For the LGBTQ+ community, June marks the beginning of an exciting season. While the United States officially recognizes it as "Pride Month", countries around the world hold Pride events in June and in the months to follow. During these events, members of the LGBTQ+ community are able to come together and celebrate who they are by participating in parades/marches, visiting different booths, mingling with others at parties, and attending concerts meant to show support for the community. As exciting as Pride events can be, however, one of the most important things is to practice safety to ensure that you, and those around you, have the best time possible.
While Pride events vary in size (the smallest recorded in recent years had 100 attendees, while the largest had roughly 3.5 million attendees), there will always be quite a bit of hustle and bustle. Because of this, it's incredibly important to ensure that someone is aware of where you are at all times. There are a variety of ways you can go about doing this.

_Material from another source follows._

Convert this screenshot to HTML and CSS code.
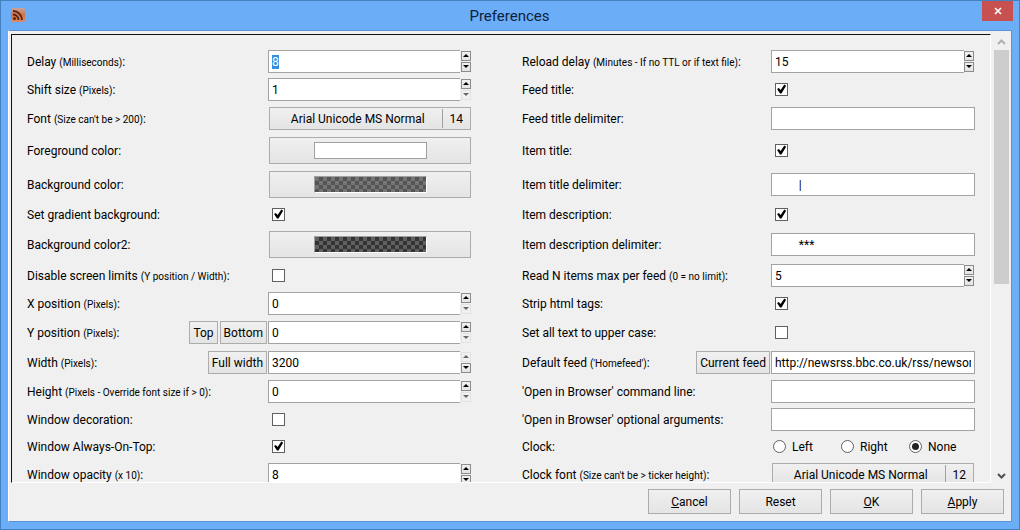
FILE: index.html
```html
<!DOCTYPE html>
<html lang="en">
<head>
    <meta charset="UTF-8">
    <title>Preferences</title>
    <link rel="stylesheet" href="styles.css">
</head>
<body>
<div class="window">
    <header class="titlebar">
        <svg class="app-icon" viewBox="0 0 14 14" width="14" height="14">
            <defs>
                <linearGradient id="rust" x1="0" y1="0" x2="0" y2="1">
                    <stop offset="0" stop-color="#c9a39b"/>
                    <stop offset="0.5" stop-color="#d0714a"/>
                    <stop offset="1" stop-color="#d98a68"/>
                </linearGradient>
            </defs>
            <rect width="14" height="14" rx="2" fill="url(#rust)"/>
            <circle cx="3.5" cy="10.5" r="1.5" fill="#5a2410"/>
            <path d="M2 6.5a5.5 5.5 0 0 1 5.500 5.500M2 3a9 9 0 0 1 9 9" fill="none" stroke="#5a2410" stroke-width="1.800"/>
        </svg>
        <h1>Preferences</h1>
        <button type="button" class="close" aria-label="Close">
            <svg viewBox="0 0 8 8" width="8" height="8"><path d="M1 1l6 6M7 1l-6 6" stroke="#fff" stroke-width="1.600"/></svg>
        </button>
    </header>

    <form class="client">
        <div class="scroller">
            <div class="panel">
                <div class="grid">
                    <div class="cell"><label for="delay">Delay <small>(Milliseconds)</small>:</label></div>
                    <div class="cell spin"><input type="text" id="delay" value="8"><span class="arrows"><button type="button" class="up" aria-label="Up"></button><button type="button" class="down" aria-label="Down"></button></span></div>
                    <div class="cell second"><label for="reload">Reload delay <small>(Minutes - If no TTL or if text file)</small>:</label></div>
                    <div class="cell spin"><input type="text" id="reload" value="15"><span class="arrows"><button type="button" class="up" aria-label="Up"></button><button type="button" class="down" aria-label="Down"></button></span></div>

                    <div class="cell"><label for="shift">Shift size <small>(Pixels)</small>:</label></div>
                    <div class="cell spin"><input type="text" id="shift" value="1"><span class="arrows"><button type="button" class="up" aria-label="Up"></button><button type="button" class="down" aria-label="Down" disabled></button></span></div>
                    <div class="cell second"><label for="feedTitle">Feed title:</label></div>
                    <div class="cell"><input type="checkbox" id="feedTitle" checked></div>

                    <div class="cell"><label for="font">Font <small>(Size can't be &gt; 200)</small>:</label></div>
                    <div class="cell tall"><button type="button" id="font" class="font-button"><span class="face">Arial Unicode MS Normal</span><span class="size">14</span></button></div>
                    <div class="cell second"><label for="feedDelimiter">Feed title delimiter:</label></div>
                    <div class="cell"><input type="text" id="feedDelimiter"></div>

                    <div class="cell"><label for="foreground">Foreground color:</label></div>
                    <div class="cell color"><button type="button" id="foreground" class="color-button"><span class="swatch"></span></button></div>
                    <div class="cell second"><label for="itemTitle">Item title:</label></div>
                    <div class="cell"><input type="checkbox" id="itemTitle" checked></div>

                    <div class="cell"><label for="background">Background color:</label></div>
                    <div class="cell color"><button type="button" id="background" class="color-button"><span class="swatch checker"></span></button></div>
                    <div class="cell second"><label for="itemDelimiter">Item title delimiter:</label></div>
                    <div class="cell"><input type="text" id="itemDelimiter" value="        |"></div>

                    <div class="cell short"><label for="gradient">Set gradient background:</label></div>
                    <div class="cell short"><input type="checkbox" id="gradient" checked></div>
                    <div class="cell short second"><label for="description">Item description:</label></div>
                    <div class="cell short"><input type="checkbox" id="description" checked></div>

                    <div class="cell"><label for="background2">Background color2:</label></div>
                    <div class="cell color"><button type="button" id="background2" class="color-button"><span class="swatch checker dark"></span></button></div>
                    <div class="cell second"><label for="descDelimiter">Item description delimiter:</label></div>
                    <div class="cell"><input type="text" id="descDelimiter" value="        ***"></div>

                    <div class="cell"><label for="limits">Disable screen limits <small>(Y position / Width)</small>:</label></div>
                    <div class="cell"><input type="checkbox" id="limits"></div>
                    <div class="cell second"><label for="maxItems">Read N items max per feed <small>(0 = no limit)</small>:</label></div>
                    <div class="cell spin"><input type="text" id="maxItems" value="5"><span class="arrows"><button type="button" class="up" aria-label="Up"></button><button type="button" class="down" aria-label="Down"></button></span></div>

                    <div class="cell"><label for="xPos">X position <small>(Pixels)</small>:</label></div>
                    <div class="cell spin"><input type="text" id="xPos" value="0"><span class="arrows"><button type="button" class="up" aria-label="Up"></button><button type="button" class="down" aria-label="Down" disabled></button></span></div>
                    <div class="cell second"><label for="stripTags">Strip html tags:</label></div>
                    <div class="cell"><input type="checkbox" id="stripTags" checked></div>

                    <div class="cell tall"><label for="yPos">Y position <small>(Pixels)</small>:</label><span class="side"><button type="button">Top</button><button type="button">Bottom</button></span></div>
                    <div class="cell spin"><input type="text" id="yPos" value="0"><span class="arrows"><button type="button" class="up" aria-label="Up"></button><button type="button" class="down" aria-label="Down" disabled></button></span></div>
                    <div class="cell second"><label for="upperCase">Set all text to upper case:</label></div>
                    <div class="cell"><input type="checkbox" id="upperCase"></div>

                    <div class="cell tall"><label for="width">Width <small>(Pixels)</small>:</label><span class="side"><button type="button">Full width</button></span></div>
                    <div class="cell spin"><input type="text" id="width" value="3200"><span class="arrows"><button type="button" class="up" aria-label="Up" disabled></button><button type="button" class="down" aria-label="Down"></button></span></div>
                    <div class="cell second"><label for="homefeed">Default feed <small>('Homefeed')</small>:</label><span class="side"><button type="button">Current feed</button></span></div>
                    <div class="cell"><input type="text" id="homefeed" value="http://newsrss.bbc.co.uk/rss/newsonline_world_edition/front_page/rss.xml"></div>

                    <div class="cell"><label for="height">Height <small>(Pixels - Override font size if &gt; 0)</small>:</label></div>
                    <div class="cell spin"><input type="text" id="height" value="0"><span class="arrows"><button type="button" class="up" aria-label="Up"></button><button type="button" class="down" aria-label="Down" disabled></button></span></div>
                    <div class="cell second"><label for="command">'Open in Browser' command line:</label></div>
                    <div class="cell"><input type="text" id="command"></div>

                    <div class="cell"><label for="decoration">Window decoration:</label></div>
                    <div class="cell"><input type="checkbox" id="decoration"></div>
                    <div class="cell second"><label for="arguments">'Open in Browser' optional arguments:</label></div>
                    <div class="cell"><input type="text" id="arguments"></div>

                    <div class="cell short"><label for="onTop">Window Always-On-Top:</label></div>
                    <div class="cell short"><input type="checkbox" id="onTop" checked></div>
                    <div class="cell short second"><span id="clockLabel">Clock:</span></div>
                    <div class="cell short radios" role="radiogroup" aria-labelledby="clockLabel">
                        <label><input type="radio" name="clock" value="left"><span>Left</span></label>
                        <label><input type="radio" name="clock" value="right"><span>Right</span></label>
                        <label><input type="radio" name="clock" value="none" checked><span>None</span></label>
                    </div>

                    <div class="cell"><label for="opacity">Window opacity <small>(x 10)</small>:</label></div>
                    <div class="cell spin"><input type="text" id="opacity" value="8"><span class="arrows"><button type="button" class="up" aria-label="Up"></button><button type="button" class="down" aria-label="Down"></button></span></div>
                    <div class="cell second"><label for="clockFont">Clock font <small>(Size can't be &gt; ticker height)</small>:</label></div>
                    <div class="cell tall"><button type="button" id="clockFont" class="font-button"><span class="face">Arial Unicode MS Normal</span><span class="size">12</span></button></div>
                </div>
            </div>
            <div class="scrollbar">
                <svg viewBox="0 0 9 6" width="9" height="6"><path d="M1 5l3.500-3.500L8 5" fill="none" stroke="#b0b0b0" stroke-width="2"/></svg>
                <div class="track"><div class="thumb"></div></div>
                <svg viewBox="0 0 9 6" width="9" height="6"><path d="M1 1l3.500 3.500L8 1" fill="none" stroke="#505050" stroke-width="2"/></svg>
            </div>
        </div>
        <div class="actions">
            <button type="button"><u>C</u>ancel</button>
            <button type="reset">Reset</button>
            <button type="submit"><u>O</u>K</button>
            <button type="button"><u>A</u>pply</button>
        </div>
    </form>
</div>

<script>
document.getElementById('delay').select();
</script>
</body>
</html>
```

FILE: styles.css
```css
* {
    box-sizing: border-box;
}

body {
    margin: 0;
    font-family: Roboto, "Open Sans", sans-serif;
    font-size: 12px;
    line-height: 17px;
    color: #000;
}

button,
input {
    font: inherit;
    color: inherit;
    margin: 0;
    border-radius: 0;
}

button {
    padding: 0;
    border: 1px solid #acacac;
    background: linear-gradient(#f0f0f0, #e4e4e4);
    white-space: nowrap;
}

small {
    font-size: 10px;
}

/* window frame */
.window {
    display: flex;
    flex-direction: column;
    height: 100vh;
    padding: 0 7px 7px;
    background: #6badf6;
    border: 1px solid #4580c0;
}

.titlebar {
    display: flex;
    justify-content: space-between;
    height: 29px;
    flex: none;
}

.app-icon {
    margin: 7px 0 0 3px;
}

h1 {
    margin: 5px 0 0 12px;
    font-size: 15px;
    line-height: 20px;
    font-weight: normal;
    color: #0c2340;
}

.close {
    display: flex;
    align-items: center;
    justify-content: center;
    width: 31px;
    height: 20px;
    margin-right: -1px;
    border: none;
    background: #c75050;
}

.client {
    display: flex;
    flex-direction: column;
    flex: 1;
    min-height: 0;
    padding: 3px 2px 0;
    background: #f0f0f0;
    border: 1px solid #5a93d6;
    border-left-color: #fff;
}

.scroller {
    display: flex;
    flex: 1;
    min-height: 0;
}

/* sunken panel */
.panel {
    flex: 1;
    min-width: 0;
    overflow: hidden;
    border: 1px solid #fff;
    border-top: 1px solid #111;
    border-left-color: #111;
    padding: 12px 15px 0 15px;
}

.grid {
    display: grid;
    grid-template-columns: 241px 203px minmax(0, 1fr) 204px;
}

.cell {
    display: flex;
    align-items: center;
    justify-content: space-between;
    min-height: 28px;
    white-space: nowrap;
}

.cell.short {
    min-height: 26px;
}

.cell.tall {
    min-height: 30px;
}

.cell.color {
    min-height: 34px;
}

.cell > label,
.cell > #clockLabel,
.radios span {
    padding-top: 2px;
}

.second {
    padding-left: 51px;
}

.side {
    display: flex;
    gap: 2px;
    margin-right: 1px;
}

.side button {
    height: 23px;
    padding: 2px 3px 0;
}

input[type="text"] {
    flex: 1;
    min-width: 0;
    height: 23px;
    padding: 2px 3px 0;
    border: 1px solid #a3a3a3;
    background: #fff;
    outline: none;
}

input::selection {
    background: #3390e0;
    color: #fff;
}

.spin input[type="text"] {
    border-right: none;
}

.arrows {
    display: flex;
    flex-direction: column;
    gap: 1px;
    width: 10px;
    margin-left: 1px;
}

.second + .spin .arrows {
    margin: 0 1px 0 0;
}

.arrows button {
    display: flex;
    align-items: center;
    justify-content: center;
    height: 10px;
    border-color: #8c8c8c;
}

.arrows button::before {
    content: "";
    border: 3px solid transparent;
}

.arrows .up::before {
    border-top: none;
    border-bottom-color: #000;
}

.arrows .down::before {
    border-bottom: none;
    border-top-color: #000;
}

.arrows button:disabled {
    border-color: #e2e2e2;
    background: #f0f0f0;
}

.arrows .up:disabled::before {
    border-bottom-color: #666;
}

.arrows .down:disabled::before {
    border-top-color: #666;
}

.font-button,
.color-button {
    display: flex;
    flex: 1;
    align-items: center;
    margin: 0 0 0 1px;
}

.font-button {
    height: 23px;
}

.second + .cell .font-button {
    margin-right: 1px;
}

.face {
    flex: 1;
    padding: 2px 0 0 4px;
}

.size {
    padding: 2px 7px 0;
    border-left: 1px solid #a0a0a0;
}

.color-button {
    justify-content: center;
    height: 27px;
}

.swatch {
    width: 113px;
    height: 17px;
    border: 1px solid #a0a0a0;
    background: #fff;
}

.checker {
    padding: 1px;
    background: conic-gradient(#555 25%, #757575 0 50%, #555 0 75%, #757575 0) 0 0 / 8px 8px;
    border-right-color: #fff;
    border-bottom-color: #fff;
}

.dark {
    background-image: conic-gradient(#333 25%, #606060 0 50%, #333 0 75%, #606060 0);
}

input[type="checkbox"],
input[type="radio"] {
    appearance: none;
    width: 13px;
    height: 13px;
    border: 1px solid #606060;
    background: #fff;
}

input[type="checkbox"] {
    margin-left: 4px;
}

input[type="checkbox"]:checked::before {
    content: "";
    display: block;
    width: 11px;
    height: 11px;
    background: #000;
    clip-path: polygon(10% 50%, 26% 40%, 42% 60%, 76% 10%, 92% 20%, 50% 92%, 36% 92%);
}

input[type="radio"] {
    border-radius: 50%;
}

input[type="radio"]:checked::before {
    content: "";
    display: block;
    width: 7px;
    height: 7px;
    margin: 2px;
    border-radius: 50%;
    background: #222;
}

.radios {
    justify-content: flex-start;
}

.cell.radios > label {
    display: flex;
    flex: none;
    align-items: center;
    gap: 6px;
    width: 68px;
    padding: 0 0 0 2px;
}

/* scrollbar */
.scrollbar {
    display: flex;
    flex-direction: column;
    align-items: center;
    width: 18px;
    padding: 5px 0 4px 2px;
}

.track {
    flex: 1;
    width: 15px;
    margin: 5px 0;
}

.thumb {
    height: 56%;
    background: #cdcdcd;
}

.actions {
    display: flex;
    justify-content: flex-end;
    gap: 8px;
    padding: 6px 5px 7px;
}

.actions button {
    width: 83px;
    height: 25px;
    padding-top: 2px;
}
```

- Use the buddy system. If you will be attending Pride with a group, do your best to use the buddy system and stick with one or more members of your group at all times. If you decide to go to a party or hang out with people that you meet there, ask at least one of your friends if they would be willing to go with you. In the event that you do get separated, have a set meeting place (a certain booth, a nearby coffee shop, a restaurant, etc.) and a time to check back in with each other.

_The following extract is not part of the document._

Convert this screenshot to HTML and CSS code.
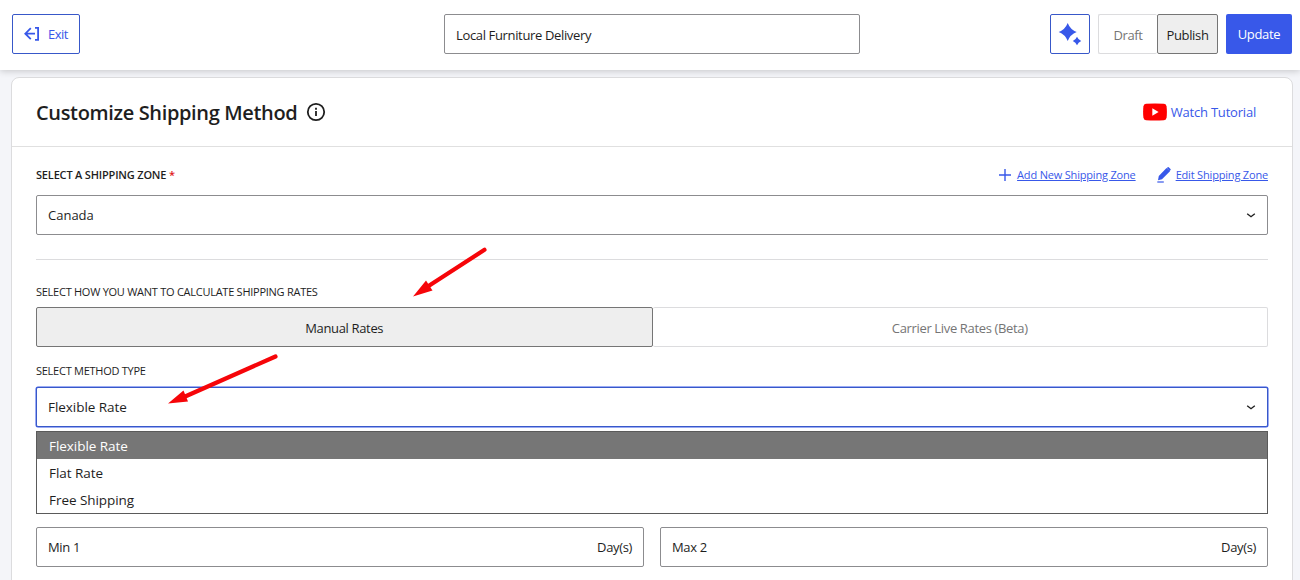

- Keep people in your life informed. Whether you are going to Pride by yourself or with a group, it's important to let others know what's going on as well. If you have a parent or other trusted adult that you feel comfortable talking about Pride with, give them a heads-up on all the important information. This includes things like what days you will be gone, where you will be staying, and who you will be spending your time with. It might also be wise to set up a time to contact that person daily to check in and let them know that you are okay. Doing so will give you that added security and protection should an emergency occur.
Knowing your limitations is also vital when it comes to attending events like Pride. Depending on your age, there may be opportunities for you to attend parties where there will be alcohol. While these parties can be a blast, it's necessary to exercise basic precautions.
- Be aware of your surroundings. Keep an eye out for anything that doesn't feel right - your gut instinct is usually right when it comes to things that feel off. Don't leave your drink unattended (get a new one if you do have to take your eyes off it), watch the attitudes that people are displaying, and keep an eye on your personal belongings at all times. If you're going by yourself or with people that you don't know particularly well, have an exit strategy planned ahead of time so you can excuse yourself from any situations that may make you uncomfortable.
- Make sure someone knows where you are. While you and your friends may not want to attend the same parties, it's definitely wise to let them know where you will be at all times. In the event that you end up in a sticky situation or just plan on staying out longer than you originally anticipated, have someone to reach out to and keep informed so everyone stays on the same page.
- Exercise your right to say no. At parties, it's not uncommon for people to let their boundaries loosen a bit to avoid missing out. However, keeping yourself safe will be infinitely better than putting yourself at risk just to be the life of the party. If people are inviting you to participate in things, buy you drinks, or go elsewhere with them, only do so if you feel comfortable with it. If you don't, remember that no is a perfectly acceptable answer. Follow your gut and do what feels right to you, not what others want you to do.
Whether you're going for a day or staying for the weekend, making sure you have a game plan to get home or to your hotel safely is key after a long day. Having this figured out ahead of time will allow you to navigate the chaos that follows the end of an event more easily and get to your destination sooner.
- Have your ride figured out beforehand. Whether someone in your party will be driving or you are being picked up, make your arrangements before the event even begins. If getting to your destination requires a longer drive, consider driving in shifts and determining who will drive what shift ahead of time. If someone is going to be picking you up, have a designated time and meeting place set up to ensure that everyone is on the same page. Make sure that any changes to the plan are clearly communicated to everyone involved.
- Don't hesitate to call Uber, Lyft, or a cab. It's the number one rule of any night out: don't drive drunk under any circumstances. If the person who was originally meant to drive has had a little too much and no one else in your group is able to drive instead, be proactive and call an Uber, Lyft, or other service. Depending on the time and scheduling in your area, public transportation may also be an option. Regardless, finding another way to get where you need to be is essential. Getting your car can be taken care of in the morning, but putting your life and the lives of others at risk is never an option.
- Have a basic knowledge of the area. If you're traveling out of your city to attend Pride, do some research and have a basic understanding of the area you will be in before you get there. Know bus schedules, the phone number for local police stations, and places in the area to meet up if you and your group get separated, such as a cafe or a landmark. While this knowledge may not end up being necessary, it's always a good idea to know your surrounding areas in case of an emergency.
Pride is, without a doubt, a wonderful time for members of the LGBTQ+ community. If you practice safety and smart decision making, you'll have a blast from beginning to end. Enjoy the celebration and Happy Pride!